If you’d like, you can also sign up for YubaNet’s emergency text alerts – in case of a large incident developing, we’ll try to supplement the county’s alerts and share the latest information with you.

Amplify official alerts with a phone tree/buddy system

Several neighborhoods, often with the help of their local Firewise Community, are setting up neighborhood alert systems. Phone trees or more elaborate “buddy systems” – where a group of people will alert and check on each other in case of emergency – are one way to supplement the official emergency alerts and make sure everyone has time to leave safely. More densely populated neighborhoods are even contemplating sirens or reflective signage on roadways. If this makes sense in your neighborhood, have a neighborhood meeting or get involved in your local Firewise Community.

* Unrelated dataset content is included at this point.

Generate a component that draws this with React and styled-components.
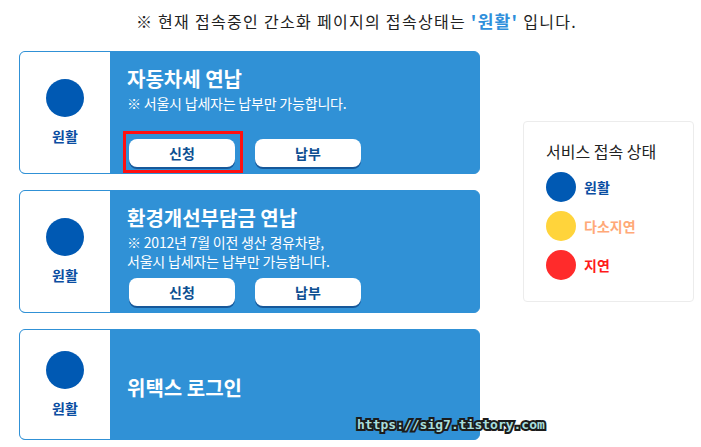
import React from 'react'
import styled, { createGlobalStyle } from 'styled-components'

const GlobalStyle = createGlobalStyle`
  html, body {
    margin: 0;
    padding: 0;
    background: #fff;
    font-family: "Noto Sans CJK KR", "Noto Sans", sans-serif;
  }
`

const services = [
  {
    title: '자동차세 연납',
    notes: ['※ 서울시 납세자는 납부만 가능합니다.'],
    buttons: true,
    highlight: true
  },
  {
    title: '환경개선부담금 연납',
    notes: ['※ 2012년 7월 이전 생산 경유차량,', '서울시 납세자는 납부만 가능합니다.'],
    buttons: true
  },
  {
    title: '위택스 로그인',
    buttons: false
  }
]

const legend = [
  { label: '원활', dot: '#0059b3', text: '#0b4ea2' },
  { label: '다소지연', dot: '#ffd43b', text: '#ffa978' },
  { label: '지연', dot: '#ff2b2b', text: '#ff1a1a' }
]

const App = () => (
  <Page>
    <GlobalStyle />
    <Notice>
      ※ 현재 접속중인 간소화 페이지의 접속상태는 <strong>'원활'</strong> 입니다.
    </Notice>
    <Main>
      <CardList>
        {services.map((s) => (
          <Card key={s.title} short={!s.buttons}>
            <Status>
              <Dot size={38} color='#0059b3' />
              <StatusText>원활</StatusText>
            </Status>
            <Body centered={!s.buttons}>
              <Title>{s.title}</Title>
              {s.notes && (
                <Note>
                  {s.notes.map((n) => <div key={n}>{n}</div>)}
                </Note>
              )}
              {s.buttons && (
                <Buttons>
                  <Mark highlight={s.highlight}>
                    <Button>신청</Button>
                  </Mark>
                  <Button>납부</Button>
                </Buttons>
              )}
            </Body>
          </Card>
        ))}
      </CardList>
      <Legend>
        <LegendTitle>서비스 접속 상태</LegendTitle>
        {legend.map((l) => (
          <LegendItem key={l.label}>
            <Dot size={30} color={l.dot} />
            <LegendLabel color={l.text}>{l.label}</LegendLabel>
          </LegendItem>
        ))}
      </Legend>
    </Main>
    <Watermark>https://sig7.tistory.com</Watermark>
  </Page>
)

const Page = styled.div`
  position: relative;
  width: 701px;
  height: 447px;
  overflow: hidden;
`

const Notice = styled.p`
  margin: 0;
  padding: 9px 0 0 12px;
  height: 42px;
  box-sizing: border-box;
  text-align: center;
  font-size: 16px;
  line-height: 24px;
  letter-spacing: 1.3px;
  color: #222;
  strong {
    color: #2f8fdb;
    font-weight: bold;
    font-size: 17px;
  }
`

const Main = styled.div`
  display: flex;
  align-items: flex-start;
  padding: 9px 0 0 19px;
`

const CardList = styled.div`
  display: flex;
  flex-direction: column;
  gap: 16px;
  width: 461px;
`

const Card = styled.div`
  display: flex;
  height: ${(p) => (p.short ? 111 : 123)}px;
  box-sizing: border-box;
  border: 1px solid #3091d6;
  border-radius: 6px;
  background: #3091d6;
`

const Status = styled.div`
  width: 90px;
  flex: none;
  display: flex;
  flex-direction: column;
  align-items: center;
  justify-content: center;
  gap: 9px;
  background: #fff;
  border-radius: 5px 0 0 5px;
`

const Dot = styled.span`
  display: block;
  width: ${(p) => p.size}px;
  height: ${(p) => p.size}px;
  border-radius: 50%;
  background: ${(p) => p.color};
  flex: none;
`

const StatusText = styled.span`
  font-size: 14px;
  line-height: 20px;
  font-weight: bold;
  color: #0b4ea2;
`

const Body = styled.div`
  flex: 1;
  display: flex;
  flex-direction: column;
  justify-content: ${(p) => (p.centered ? 'center' : 'flex-start')};
  padding: 13px 0 6px 17px;
  color: #fff;
`

const Title = styled.h3`
  margin: 0;
  font-size: 20px;
  line-height: 28px;
  font-weight: bold;
`

const Note = styled.div`
  margin-top: 1px;
  font-size: 14px;
  line-height: 19px;
  letter-spacing: -0.2px;
`

const Buttons = styled.div`
  margin-top: auto;
  display: flex;
  gap: 20px;
  padding-left: 2px;
`

const Mark = styled.div`
  position: relative;
  display: flex;
  &::after {
    content: '';
    display: ${(p) => (p.highlight ? 'block' : 'none')};
    position: absolute;
    top: -8px;
    left: -6px;
    right: -8px;
    bottom: -6px;
    border: 3px solid #ff1010;
    pointer-events: none;
  }
`

const Button = styled.button`
  width: 106px;
  height: 28px;
  border: none;
  border-radius: 8px;
  background: #fff;
  box-shadow: 0 2px 0 #16589a;
  font-family: inherit;
  font-size: 14px;
  font-weight: bold;
  color: #0d4f91;
  padding: 0;
  cursor: pointer;
`

const Legend = styled.div`
  margin: 70px 0 0 43px;
  width: 171px;
  height: 181px;
  box-sizing: border-box;
  border: 1px solid #ececec;
  border-radius: 4px;
  padding: 17px 0 0 22px;
  display: flex;
  flex-direction: column;
  gap: 9px;
`

const LegendTitle = styled.div`
  font-size: 16px;
  line-height: 24px;
  color: #222;
`

const LegendItem = styled.div`
  display: flex;
  align-items: center;
  gap: 8px;
  height: 30px;
`

const LegendLabel = styled.span`
  font-size: 14px;
  font-weight: bold;
  color: ${(p) => p.color};
`

const Watermark = styled.div`
  position: absolute;
  left: 357px;
  top: 414px;
  font-family: "DejaVu Sans Mono", monospace;
  font-weight: bold;
  font-size: 13px;
  line-height: 22px;
  color: #a8dedd;
  -webkit-text-stroke: 4px #1c1c1c;
  paint-order: stroke fill;
`

export default App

Invite the neighbors and have a free defensible space advisory visit

The Fire Safe Council of Nevada County offers free defensible space advisory visits by trained volunteers. Invite your neighbors to join up for a visit and learn about defensible space. You’ll also learn about the various programs the Fire Safe Council has to help your neighborhood become more firesafe.

Consider car pooling in an emergency

Once an evacuation order is given, don’t wait – leave immediately. Your Go Bag will be ready and you practiced getting your family and pets safely out of the house. Do you have room for more people in your vehicle? Consider carpooling with neighbors, especially seniors. Fewer cars on the road means less congestion and less risk of accidents.

Neighborhood work parties

Cutting roadside brush on private roads, pulling Scotch Broom, helping an elderly neighbor deal with an overgrown property are only some ideas for work parties. Working together for the common good also beings benefits for you – the safer the neighborhood, the safer you are too.

If you are still cleaning up from the winter storm in your neighborhood, take advantage of the Free Storm Green Waste Disposal weekends.